Cette œuvre gigantesque qui aboutit à des taux records d’abstention n’aurait pas été possible sans les Balkany, les Guéant, Thévenoud ou bien encore les Cahuzac et Le Roux (liste non exhaustive) avec une mention spéciale pour Fillon qui aura été « l’animateur » de cette campagne et le provocateur du suicide collectif de son parti programmé pour gagner tout en 2017.
Qu’on ne s’y trompe pas, il serait injuste de ne parler que des affaires des socialistes, des républicains ou du Front National. Chez les nouveaux venus « en marche », un doux parfum de scandales caresse nos narines. Normal, puisqu’ils sont l’émanation de cette ancienne politique venus relancer leur carrière chez Macron.
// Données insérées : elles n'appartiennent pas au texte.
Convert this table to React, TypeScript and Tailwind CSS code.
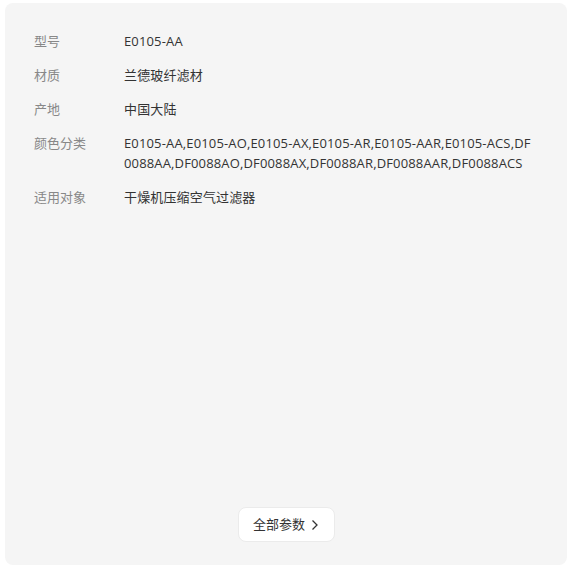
import React from 'react';

const specs: { label: string; value: string }[] = [
  { label: '型号', value: 'E0105-AA' },
  { label: '材质', value: '兰德玻纤滤材' },
  { label: '产地', value: '中国大陆' },
  {
    label: '颜色分类',
    value:
      'E0105-AA,E0105-AO,E0105-AX,E0105-AR,E0105-AAR,E0105-ACS,DF0088AA,DF0088AO,DF0088AX,DF0088AR,DF0088AAR,DF0088ACS',
  },
  { label: '适用对象', value: '干燥机压缩空气过滤器' },
];

export default function App() {
  return (
    <div className="w-[573px] h-[570px] bg-white pt-[3px] pl-[5px] font-['Open_Sans','Noto_Sans_CJK_SC',sans-serif] text-[13px]">
      <div className="w-[562px] h-[562px] bg-[#f5f5f5] rounded-lg flex flex-col pt-[28px] pb-[23px] px-[29px]">
        <div className="flex flex-col gap-[14px]">
          {specs.map((s) => (
            <div key={s.label} className="flex leading-[20px]">
              <div className="w-[90px] shrink-0 text-[#888]">{s.label}</div>
              <div className="w-[409px] text-[#333] break-all tracking-[0.15px]">{s.value}</div>
            </div>
          ))}
        </div>
        <div className="mt-auto flex justify-center">
          <button className="h-[35px] w-[97px] bg-white rounded-lg border border-[#ebebeb] flex items-center justify-center gap-[6px] text-[#333] text-[13px]">
            <span>全部参数</span>
            <svg width="8" height="12" viewBox="0 0 8 12" fill="none">
              <path d="M1.5 1.5 L6 6 L1.5 10.5" stroke="#333" strokeWidth="1.3" />
            </svg>
          </button>
        </div>
      </div>
    </div>
  );
}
Difficile de faire du neuf avec du vieux.
Le message de l’élection
Avec seulement 16.35 % des inscrits « La République en Marche » se retrouve avec une majorité écrasante à l’Assemblée Nationale. Cela les oblige, car il est impossible de prévoir ce qui se passera lorsque Macron entrera dans « le dur » (droit du travail, CSG pour les retraités, taxe d’habitation pour certains et pas pour d’autres,…).
En fait, la politique de Macron consiste, comme celle de ses prédécesseurs à travailler dans un périmètre constant (salariés, retraités) en prenant aux uns pour donner aux autres. Dans ce périmètre ne sont pas inclus les activités bancaires et l’économie qui en fait dirigent le pays. Rien de nouveau sous le soleil, donc, sinon une aggravation de la situation des personnes concernées et des cajoleries et des friandises pour les autres, tout cela au nom de la fameuse et inefficace de la « théorie du ruissellement » qui consiste à dire que ceux qui s’enrichissent en font profiter d’une manière ou d’une autre le petit peuple. Juste une aumône, rien de plus.
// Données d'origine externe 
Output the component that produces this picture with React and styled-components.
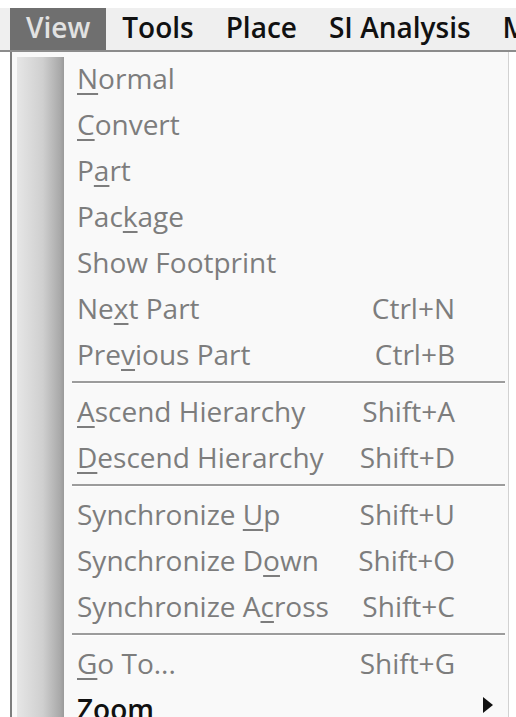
import React from 'react'
import styled, { createGlobalStyle } from 'styled-components'

const Global = createGlobalStyle`
  html, body { margin: 0; padding: 0; background: #ffffff; }
  body { font-family: "Open Sans", "Noto Sans", sans-serif; }
`

const Screen = styled.div`
  width: 516px;
  height: 717px;
  overflow: hidden;
  background: #ffffff;
  padding-top: 8px;
  box-sizing: border-box;
`

const MenuBar = styled.div`
  display: flex;
  align-items: stretch;
  height: 42px;
  padding-left: 10px;
  background: #efefef;
  border-bottom: 2px solid #8c8c8c;
  white-space: nowrap;
  overflow: hidden;
`

const BarItem = styled.div`
  display: flex;
  align-items: center;
  padding: 0 16px 5px;
  font-size: 28px;
  font-weight: 600;
  color: ${p => (p.$active ? '#e2e2e2' : '#111111')};
  background: ${p => (p.$active ? '#6f6f6f' : 'transparent')};
`

const Dropdown = styled.div`
  display: flex;
  margin-left: 10px;
  width: 499px;
  height: 680px;
  box-sizing: border-box;
  border-left: 2px solid #7e7e7e;
  border-right: 1px solid #d2d2d2;
  background: #f9f9f9;
`

const Gutter = styled.div`
  width: 47px;
  margin: 5px 0 0 5px;
  flex-shrink: 0;
  background: linear-gradient(to right, #e6e6e6 0%, #cfcfcf 55%, #a9a9a9 92%, #9a9a9a 100%);
`

const List = styled.div`
  flex: 1;
  padding: 3px 3px 0 8px;
`

const Item = styled.div`
  display: grid;
  grid-template-columns: 1fr auto 50px;
  align-items: center;
  height: 46px;
  padding-left: 5px;
  font-size: 28px;
  line-height: 46px;
  color: ${p => (p.$enabled ? '#111111' : '#7d7d7d')};
  font-weight: ${p => (p.$enabled ? 600 : 400)};
  white-space: nowrap;
`

const Key = styled.span`
  text-align: right;
`

const Mn = styled.span`
  text-decoration: underline;
  text-decoration-thickness: 2px;
  text-underline-offset: 4px;
`

const Separator = styled.div`
  height: 11px;
  display: flex;
  align-items: center;
  &::before {
    content: '';
    flex: 1;
    height: 2px;
    background: #9c9c9c;
    border-bottom: 1px solid #ffffff;
  }
`

const Arrow = styled.svg`
  justify-self: start;
  margin-left: 28px;
  margin-top: -8px;
  width: 10px;
  height: 16px;
`

const label = (text, idx) => {
  if (idx < 0) return text
  return (
    <>
      {text.slice(0, idx)}
      <Mn>{text[idx]}</Mn>
      {text.slice(idx + 1)}
    </>
  )
}

const groups = [
  [
    { text: 'Normal', mn: 0 },
    { text: 'Convert', mn: 0 },
    { text: 'Part', mn: 1 },
    { text: 'Package', mn: 3 },
    { text: 'Show Footprint', mn: -1 },
    { text: 'Next Part', mn: 2, key: 'Ctrl+N' },
    { text: 'Previous Part', mn: 3, key: 'Ctrl+B' },
  ],
  [
    { text: 'Ascend Hierarchy', mn: 0, key: 'Shift+A' },
    { text: 'Descend Hierarchy', mn: 0, key: 'Shift+D' },
  ],
  [
    { text: 'Synchronize Up', mn: 12, key: 'Shift+U' },
    { text: 'Synchronize Down', mn: 13, key: 'Shift+O' },
    { text: 'Synchronize Across', mn: 13, key: 'Shift+C' },
  ],
  [
    { text: 'Go To...', mn: 0, key: 'Shift+G' },
    { text: 'Zoom', mn: -1, enabled: true, sub: true },
  ],
]

export default function App() {
  return (
    <Screen>
      <Global />
      <MenuBar>
        <BarItem $active>View</BarItem>
        <BarItem>Tools</BarItem>
        <BarItem>Place</BarItem>
        <BarItem>SI Analysis</BarItem>
        <BarItem>Macro</BarItem>
      </MenuBar>
      <Dropdown>
        <Gutter />
        <List>
          {groups.map((g, gi) => (
            <React.Fragment key={gi}>
              {gi > 0 && <Separator />}
              {g.map(it => (
                <Item key={it.text} $enabled={it.enabled}>
                  <span>{label(it.text, it.mn)}</span>
                  <Key>{it.key || ''}</Key>
                  {it.sub ? (
                    <Arrow viewBox="0 0 10 16">
                      <path d="M0 0 L10 8 L0 16 Z" fill="#111" />
                    </Arrow>
                  ) : (
                    <span />
                  )}
                </Item>
              ))}
            </React.Fragment>
          ))}
        </List>
      </Dropdown>
    </Screen>
  )
}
En ce sens la politique de Macron continue, en les aggravant, les politiques menées sous les quinquennats précédents.
C’est pourquoi, il convient d’être très prudent sur le sens à donner à l’abstention massive : il ne s’agit plus de quelques j’menfoutistes comme on avait coutume de la dire mais vraisemblablement d’une abstention réfléchie qu’on aurait tort de prendre à la légère.